Balance is a universal struggle. Growing up we have to balance play time and chores or homework. Later it may be the same thing: balancing work and relaxing or friend. What happens when its not something to do, but something that's an innate part of you?
I have two levels. I overthink.. everything. I question whether I should say anything. I wonder if someone is mad at me because I haven't heard from them. I panic because I think one thing I said offended someone or scared them. I feel terrible and it sits in the pit of my stomach until I find some point to prove that they aren't mad or hurt. That point can be from them directly telling me they're fine; they were just distracted or it can be a simple smile when they start talking to me again.
And then, there's the complete opposite. There's the word vomit. The funny retorts you just let fall out as soon as the set up is heard. There's the conversations you don't even think about; the ones that flow and you don't even know what you're talking about because you're so at ease.
I've put my foot in my mouth so many times I'm surprised I don't have the permanent taste of it. I've let my guard a few times thinking, "I'm in a group where it's all fine.
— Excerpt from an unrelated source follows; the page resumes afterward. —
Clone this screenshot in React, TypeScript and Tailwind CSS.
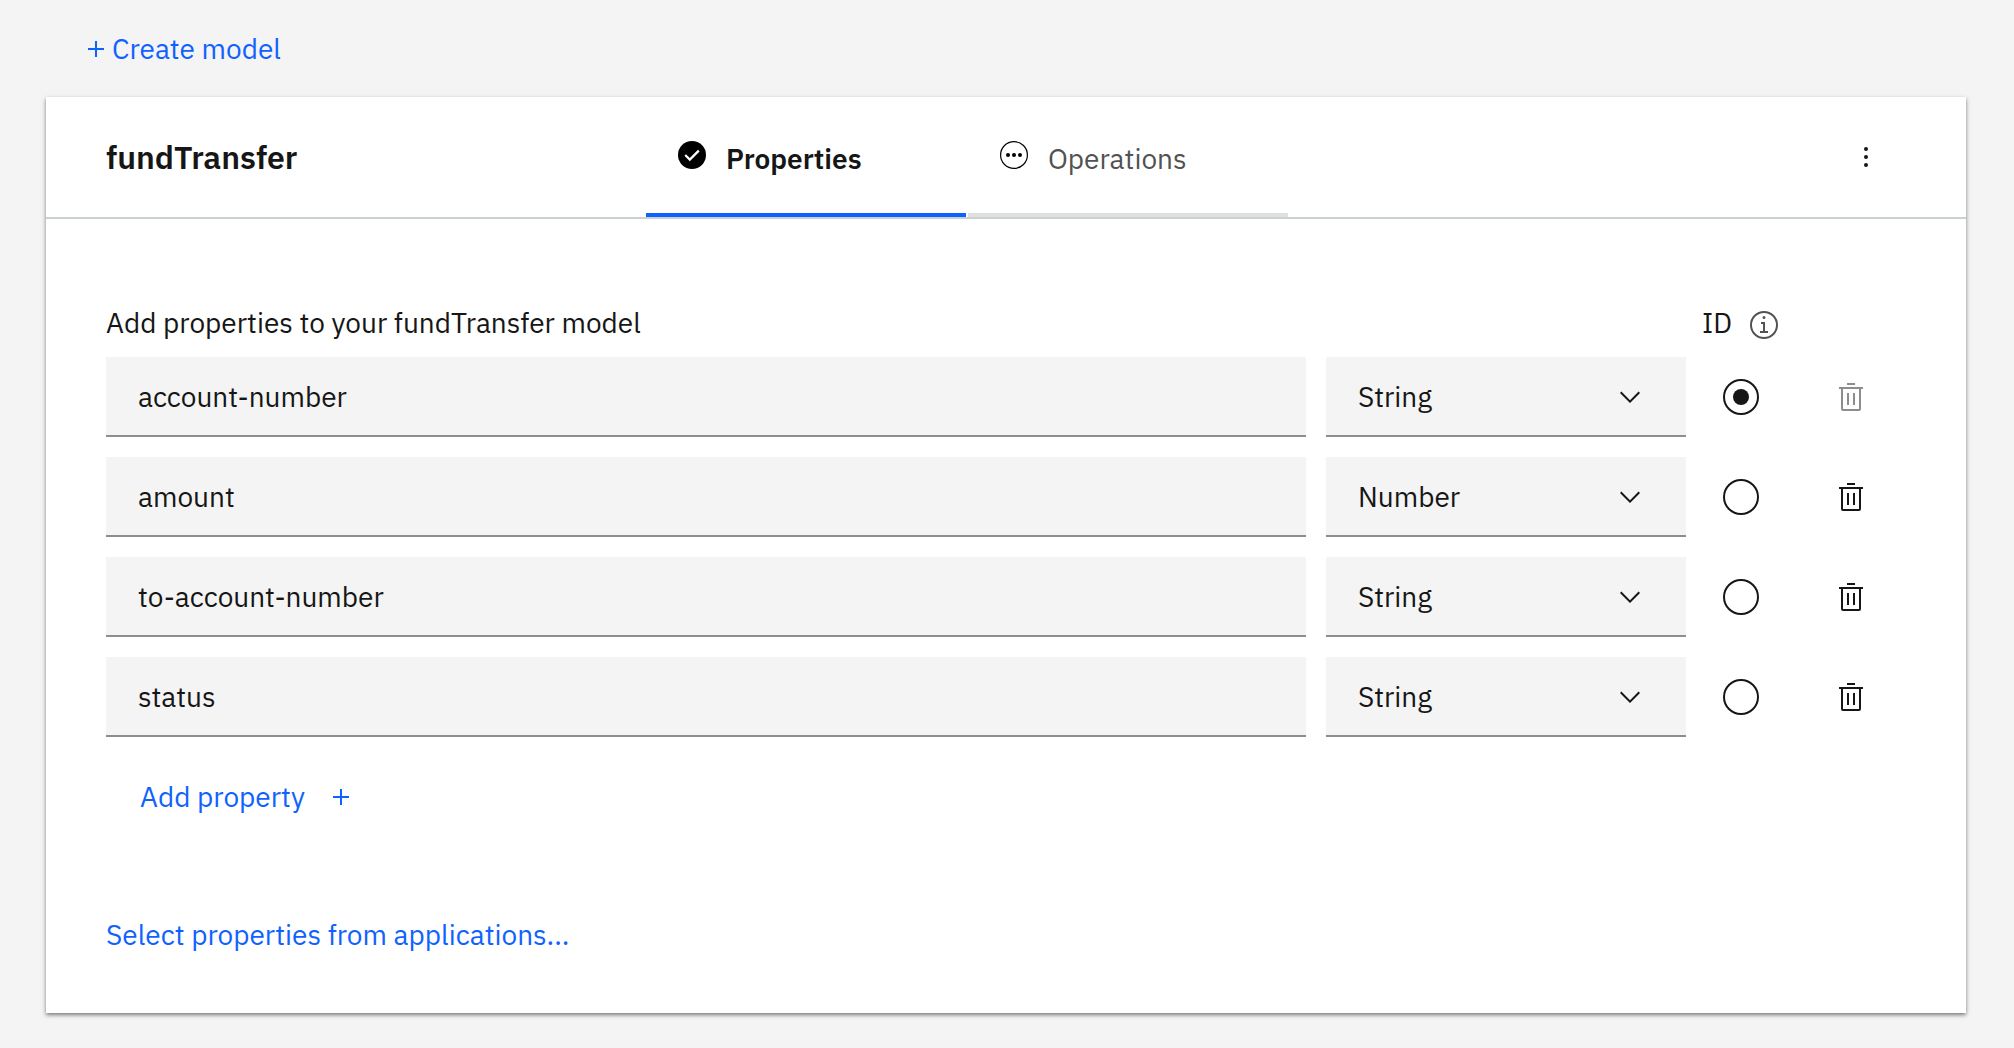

They joke with each other and give each other a hard time. I can too." That moment I just off the overthinking switch to analyze everything that even might come out of my mouth, every word seems to come out wrong. There's always the few zingers that are executed perfectly, which only leaves me thinking it's all ok and I might not need to keep that switch on so much. That's when it all comes rolling back downhill. Usually, it's fine and everyone just laughs at my expense and embarrassment.
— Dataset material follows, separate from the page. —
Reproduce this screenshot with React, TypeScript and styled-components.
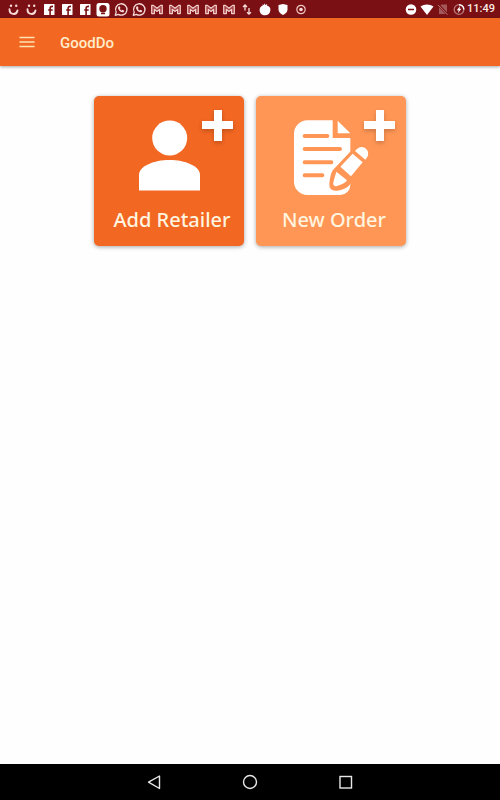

I'm to the point where i'm used to people laughing at my mistakes. It's said that you're only truly comfortable with yourself, when you can laugh at yourself. Which I sure can. My face is still beet red when I do but I do.
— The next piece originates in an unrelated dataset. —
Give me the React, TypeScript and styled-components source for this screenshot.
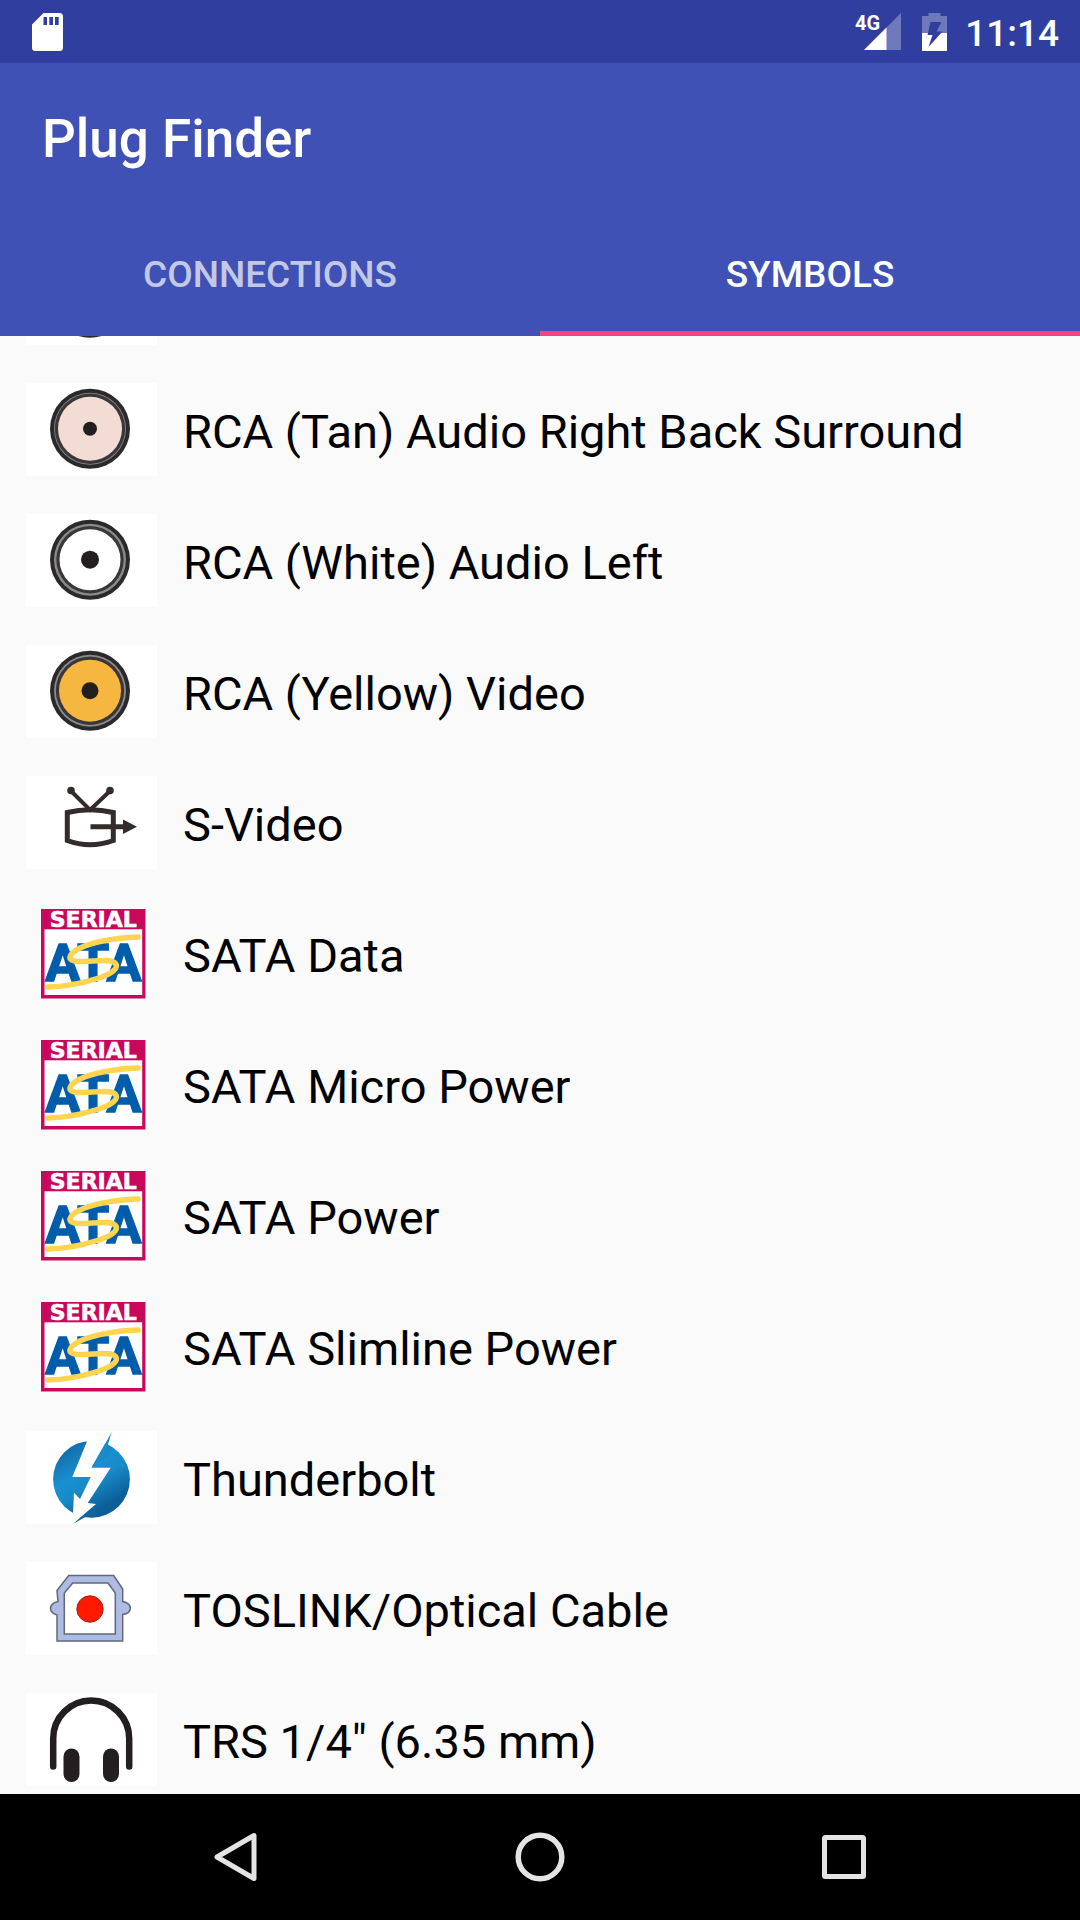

It's not until that one person stops and looks you dead in the face and says, "You should really think about what you say before you even open up your mouth." The cold seriousness in their eyes is what shoots through you. And that last knot to tie in your stomach is when it's someone you actually considered your friend and who, out of the group, is considered the sweetest one of them all. Nothing will latch that padlock in place to keep your overthinking switch on.
Everyone has at least one thing they struggle to balance. All you can do is your best to control it so it won't overwhelm you. I wish I could talk from experience on how to find your balance or manage it. I just take it in strides and try to use each stumble up the hill to learn from.